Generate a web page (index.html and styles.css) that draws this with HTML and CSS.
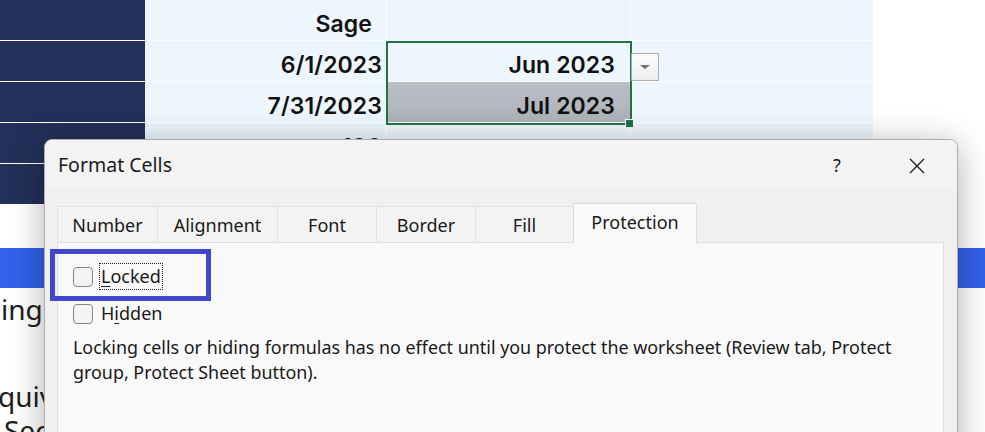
FILE: index.html
```html
<!DOCTYPE html>
<html lang="en">
<head>
  <meta charset="UTF-8">
  <title>Format Cells - Protection</title>
  <link rel="stylesheet" href="styles.css">
</head>
<body>
  <div class="sheet">
    <div class="cell side"></div>
    <div class="cell hdr">Sage</div>
    <div class="cell"></div>
    <div class="cell last"></div>

    <div class="cell side"></div>
    <div class="cell">6/1/2023</div>
    <div class="cell mon">Jun 2023</div>
    <div class="cell last"></div>

    <div class="cell side"></div>
    <div class="cell">7/31/2023</div>
    <div class="cell mon sel">Jul 2023</div>
    <div class="cell last"></div>

    <div class="cell side"></div>
    <div class="cell">100</div>
    <div class="cell"></div>
    <div class="cell last"></div>

    <div class="cell side"></div>
    <div class="cell"></div>
    <div class="cell"></div>
    <div class="cell last"></div>

    <div class="selection"></div>
    <div class="fill-handle"></div>
    <div class="dropdown"><span class="caret"></span></div>
  </div>

  <div class="banner"></div>

  <div class="article">
    <p><span class="l1">ing the right cells</span></p>
    <p><span class="l2">quivalent to locking</span><br><span class="l3">Sec</span></p>
  </div>

  <div class="dialog">
    <div class="titlebar">
      <span class="title">Format Cells</span>
      <span class="help">?</span>
      <span class="close">
        <svg width="16" height="16" viewBox="0 0 16 16"><path d="M1 1 L15 15 M15 1 L1 15" stroke="#1b1b1b" stroke-width="1.3" fill="none"/></svg>
      </span>
    </div>
    <div class="dlg-body">
      <div class="tabs">
        <div class="tab t-number">Number</div>
        <div class="tab t-align">Alignment</div>
        <div class="tab t-font">Font</div>
        <div class="tab t-border">Border</div>
        <div class="tab t-fill">Fill</div>
        <div class="tab t-prot active">Protection</div>
      </div>
      <div class="panel">
        <div class="check">
          <span class="box"></span>
          <span class="label focus"><u>L</u>ocked</span>
        </div>
        <div class="check second">
          <span class="box"></span>
          <span class="label">H<u>i</u>dden</span>
        </div>
        <p class="note">Locking cells or hiding formulas has no effect until you protect the worksheet (Review tab, Protect<br>group, Protect Sheet button).</p>
      </div>
    </div>
    <div class="highlight"></div>
  </div>
</body>
</html>
```

FILE: styles.css
```css
body {
  margin: 0;
  width: 985px;
  height: 432px;
  overflow: hidden;
  background: #fff;
  position: relative;
  font-family: "Noto Sans", "Open Sans", sans-serif;
  color: #1a1a1a;
}

/* spreadsheet behind the dialog */
.sheet {
  position: relative;
  display: grid;
  grid-template-columns: 145px 242px 244px 242px;
  grid-auto-rows: 41px;
  width: 873px;
}
.cell {
  box-sizing: border-box;
  background: #edf5fd;
  border-bottom: 1px solid #fbfdff;
  border-right: 1px solid #fbfdff;
  display: flex;
  align-items: center;
  justify-content: flex-end;
  padding: 7px 4px 0 0;
  font-family: Inter, "Liberation Sans", sans-serif;
  font-weight: 600;
  font-size: 23px;
  letter-spacing: 0.1px;
  color: #111;
}
.cell.side {
  background: #233059;
  border-right: none;
  border-bottom-color: #fff;
}
.cell.last {
  border-right: none;
}
.cell.hdr {
  padding-right: 14px;
}
.cell.mon {
  padding-right: 15px;
}
.cell.sel {
  background: linear-gradient(#bcbfc6, #aeb1b8);
}
.selection {
  position: absolute;
  left: 386px;
  top: 41px;
  width: 246px;
  height: 84px;
  box-sizing: border-box;
  border: 2px solid #217346;
}
.fill-handle {
  position: absolute;
  left: 625px;
  top: 119px;
  width: 7px;
  height: 7px;
  background: #217346;
  border: 1px solid #fff;
  border-width: 1px 0 0 1px;
}
.dropdown {
  position: absolute;
  left: 631px;
  top: 53px;
  width: 28px;
  height: 28px;
  box-sizing: border-box;
  border: 1px solid #acacac;
  background: linear-gradient(#fbfbfb, #ededed);
  display: flex;
  align-items: center;
  justify-content: center;
}
.caret {
  width: 0;
  height: 0;
  border-left: 5px solid transparent;
  border-right: 5px solid transparent;
  border-top: 4px solid #6e6e6e;
}

/* page behind */
.banner {
  margin-top: 43px;
  height: 40px;
  background: #3162e8;
}
.article {
  font-size: 28px;
  line-height: 34px;
  color: #202020;
  white-space: nowrap;
}
.article p {
  margin: 4px 0 53px;
}
.article .l1 {
  margin-left: 1px;
}
.article .l2 {
  margin-left: -2px;
}
.article .l3 {
  margin-left: 4px;
}

/* dialog */
.dialog {
  position: absolute;
  left: 44px;
  top: 139px;
  width: 914px;
  height: 320px;
  box-sizing: border-box;
  border: 1px solid #adadad;
  border-radius: 8px 8px 0 0;
  background: #f0f0f0;
  box-shadow: 0 6px 34px rgba(0, 0, 0, 0.32);
  overflow: hidden;
}
.titlebar {
  height: 50px;
  background: #f3f3f3;
  display: flex;
  align-items: center;
  padding-left: 13px;
}
.title {
  flex: 1;
  font-size: 19.5px;
  padding-bottom: 1px;
}
.help {
  width: 46px;
  text-align: center;
  font-size: 18px;
  margin-right: 34px;
}
.close {
  width: 46px;
  margin-right: 17px;
  display: flex;
  justify-content: center;
  padding-top: 2px;
}
.dlg-body {
  padding: 13px 13px 0 12px;
}
.tabs {
  display: flex;
  align-items: flex-end;
  height: 39px;
}
.tab {
  box-sizing: border-box;
  height: 36px;
  border: 1px solid #e1e1e1;
  border-bottom: none;
  margin-right: -1px;
  background: #f3f3f3;
  display: flex;
  align-items: center;
  justify-content: center;
  font-size: 18px;
}
.t-number { width: 101px; }
.t-align { width: 121px; }
.t-font { width: 100px; }
.t-border { width: 100px; }
.t-fill { width: 99px; }
.t-prot { width: 124px; }
.tab.active {
  height: 40px;
  margin-bottom: -1px;
  background: #f9f9f9;
  border-color: #dcdcdc;
  position: relative;
  z-index: 1;
  padding-bottom: 3px;
}
.panel {
  height: 200px;
  border: 1px solid #dedede;
  background: #f9f9f9;
  padding: 20px 15px 0;
}
.check {
  display: flex;
  align-items: center;
  height: 27px;
}
.check.second {
  margin-top: 10px;
}
.box {
  width: 20px;
  height: 20px;
  box-sizing: border-box;
  border: 1px solid #858585;
  border-radius: 4px;
  background: #f4f4f4;
}
.label {
  margin-left: 6px;
  padding: 0 1px;
  border: 1px solid transparent;
  font-size: 18px;
  line-height: 25px;
}
.label.focus {
  border: 1px dotted #222;
}
.label u {
  text-underline-offset: 3px;
}
.note {
  margin: 8px 0 0;
  font-size: 17.9px;
  line-height: 25px;
}
.highlight {
  position: absolute;
  left: 5px;
  top: 109px;
  width: 161px;
  height: 52px;
  box-sizing: border-box;
  border: 5px solid #4347cb;
}
```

**AIM:**
Please write out all of the material above without changing a word, and omit any pictures.

**EXERCISE RESULT:**
Generate a web page (index.html and styles.css) that draws this with HTML and CSS.
FILE: index.html
```html
<!DOCTYPE html>
<html lang="en">
<head>
  <meta charset="UTF-8">
  <title>Format Cells - Protection</title>
  <link rel="stylesheet" href="styles.css">
</head>
<body>
  <div class="sheet">
    <div class="cell side"></div>
    <div class="cell hdr">Sage</div>
    <div class="cell"></div>
    <div class="cell last"></div>

    <div class="cell side"></div>
    <div class="cell">6/1/2023</div>
    <div class="cell mon">Jun 2023</div>
    <div class="cell last"></div>

    <div class="cell side"></div>
    <div class="cell">7/31/2023</div>
    <div class="cell mon sel">Jul 2023</div>
    <div class="cell last"></div>

    <div class="cell side"></div>
    <div class="cell">100</div>
    <div class="cell"></div>
    <div class="cell last"></div>

    <div class="cell side"></div>
    <div class="cell"></div>
    <div class="cell"></div>
    <div class="cell last"></div>

    <div class="selection"></div>
    <div class="fill-handle"></div>
    <div class="dropdown"><span class="caret"></span></div>
  </div>

  <div class="banner"></div>

  <div class="article">
    <p><span class="l1">ing the right cells</span></p>
    <p><span class="l2">quivalent to locking</span><br><span class="l3">Sec</span></p>
  </div>

  <div class="dialog">
    <div class="titlebar">
      <span class="title">Format Cells</span>
      <span class="help">?</span>
      <span class="close">
        <svg width="16" height="16" viewBox="0 0 16 16"><path d="M1 1 L15 15 M15 1 L1 15" stroke="#1b1b1b" stroke-width="1.3" fill="none"/></svg>
      </span>
    </div>
    <div class="dlg-body">
      <div class="tabs">
        <div class="tab t-number">Number</div>
        <div class="tab t-align">Alignment</div>
        <div class="tab t-font">Font</div>
        <div class="tab t-border">Border</div>
        <div class="tab t-fill">Fill</div>
        <div class="tab t-prot active">Protection</div>
      </div>
      <div class="panel">
        <div class="check">
          <span class="box"></span>
          <span class="label focus"><u>L</u>ocked</span>
        </div>
        <div class="check second">
          <span class="box"></span>
          <span class="label">H<u>i</u>dden</span>
        </div>
        <p class="note">Locking cells or hiding formulas has no effect until you protect the worksheet (Review tab, Protect<br>group, Protect Sheet button).</p>
      </div>
    </div>
    <div class="highlight"></div>
  </div>
</body>
</html>
```

FILE: styles.css
```css
body {
  margin: 0;
  width: 985px;
  height: 432px;
  overflow: hidden;
  background: #fff;
  position: relative;
  font-family: "Noto Sans", "Open Sans", sans-serif;
  color: #1a1a1a;
}

/* spreadsheet behind the dialog */
.sheet {
  position: relative;
  display: grid;
  grid-template-columns: 145px 242px 244px 242px;
  grid-auto-rows: 41px;
  width: 873px;
}
.cell {
  box-sizing: border-box;
  background: #edf5fd;
  border-bottom: 1px solid #fbfdff;
  border-right: 1px solid #fbfdff;
  display: flex;
  align-items: center;
  justify-content: flex-end;
  padding: 7px 4px 0 0;
  font-family: Inter, "Liberation Sans", sans-serif;
  font-weight: 600;
  font-size: 23px;
  letter-spacing: 0.1px;
  color: #111;
}
.cell.side {
  background: #233059;
  border-right: none;
  border-bottom-color: #fff;
}
.cell.last {
  border-right: none;
}
.cell.hdr {
  padding-right: 14px;
}
.cell.mon {
  padding-right: 15px;
}
.cell.sel {
  background: linear-gradient(#bcbfc6, #aeb1b8);
}
.selection {
  position: absolute;
  left: 386px;
  top: 41px;
  width: 246px;
  height: 84px;
  box-sizing: border-box;
  border: 2px solid #217346;
}
.fill-handle {
  position: absolute;
  left: 625px;
  top: 119px;
  width: 7px;
  height: 7px;
  background: #217346;
  border: 1px solid #fff;
  border-width: 1px 0 0 1px;
}
.dropdown {
  position: absolute;
  left: 631px;
  top: 53px;
  width: 28px;
  height: 28px;
  box-sizing: border-box;
  border: 1px solid #acacac;
  background: linear-gradient(#fbfbfb, #ededed);
  display: flex;
  align-items: center;
  justify-content: center;
}
.caret {
  width: 0;
  height: 0;
  border-left: 5px solid transparent;
  border-right: 5px solid transparent;
  border-top: 4px solid #6e6e6e;
}

/* page behind */
.banner {
  margin-top: 43px;
  height: 40px;
  background: #3162e8;
}
.article {
  font-size: 28px;
  line-height: 34px;
  color: #202020;
  white-space: nowrap;
}
.article p {
  margin: 4px 0 53px;
}
.article .l1 {
  margin-left: 1px;
}
.article .l2 {
  margin-left: -2px;
}
.article .l3 {
  margin-left: 4px;
}

/* dialog */
.dialog {
  position: absolute;
  left: 44px;
  top: 139px;
  width: 914px;
  height: 320px;
  box-sizing: border-box;
  border: 1px solid #adadad;
  border-radius: 8px 8px 0 0;
  background: #f0f0f0;
  box-shadow: 0 6px 34px rgba(0, 0, 0, 0.32);
  overflow: hidden;
}
.titlebar {
  height: 50px;
  background: #f3f3f3;
  display: flex;
  align-items: center;
  padding-left: 13px;
}
.title {
  flex: 1;
  font-size: 19.5px;
  padding-bottom: 1px;
}
.help {
  width: 46px;
  text-align: center;
  font-size: 18px;
  margin-right: 34px;
}
.close {
  width: 46px;
  margin-right: 17px;
  display: flex;
  justify-content: center;
  padding-top: 2px;
}
.dlg-body {
  padding: 13px 13px 0 12px;
}
.tabs {
  display: flex;
  align-items: flex-end;
  height: 39px;
}
.tab {
  box-sizing: border-box;
  height: 36px;
  border: 1px solid #e1e1e1;
  border-bottom: none;
  margin-right: -1px;
  background: #f3f3f3;
  display: flex;
  align-items: center;
  justify-content: center;
  font-size: 18px;
}
.t-number { width: 101px; }
.t-align { width: 121px; }
.t-font { width: 100px; }
.t-border { width: 100px; }
.t-fill { width: 99px; }
.t-prot { width: 124px; }
.tab.active {
  height: 40px;
  margin-bottom: -1px;
  background: #f9f9f9;
  border-color: #dcdcdc;
  position: relative;
  z-index: 1;
  padding-bottom: 3px;
}
.panel {
  height: 200px;
  border: 1px solid #dedede;
  background: #f9f9f9;
  padding: 20px 15px 0;
}
.check {
  display: flex;
  align-items: center;
  height: 27px;
}
.check.second {
  margin-top: 10px;
}
.box {
  width: 20px;
  height: 20px;
  box-sizing: border-box;
  border: 1px solid #858585;
  border-radius: 4px;
  background: #f4f4f4;
}
.label {
  margin-left: 6px;
  padding: 0 1px;
  border: 1px solid transparent;
  font-size: 18px;
  line-height: 25px;
}
.label.focus {
  border: 1px dotted #222;
}
.label u {
  text-underline-offset: 3px;
}
.note {
  margin: 8px 0 0;
  font-size: 17.9px;
  line-height: 25px;
}
.highlight {
  position: absolute;
  left: 5px;
  top: 109px;
  width: 161px;
  height: 52px;
  box-sizing: border-box;
  border: 5px solid #4347cb;
}
```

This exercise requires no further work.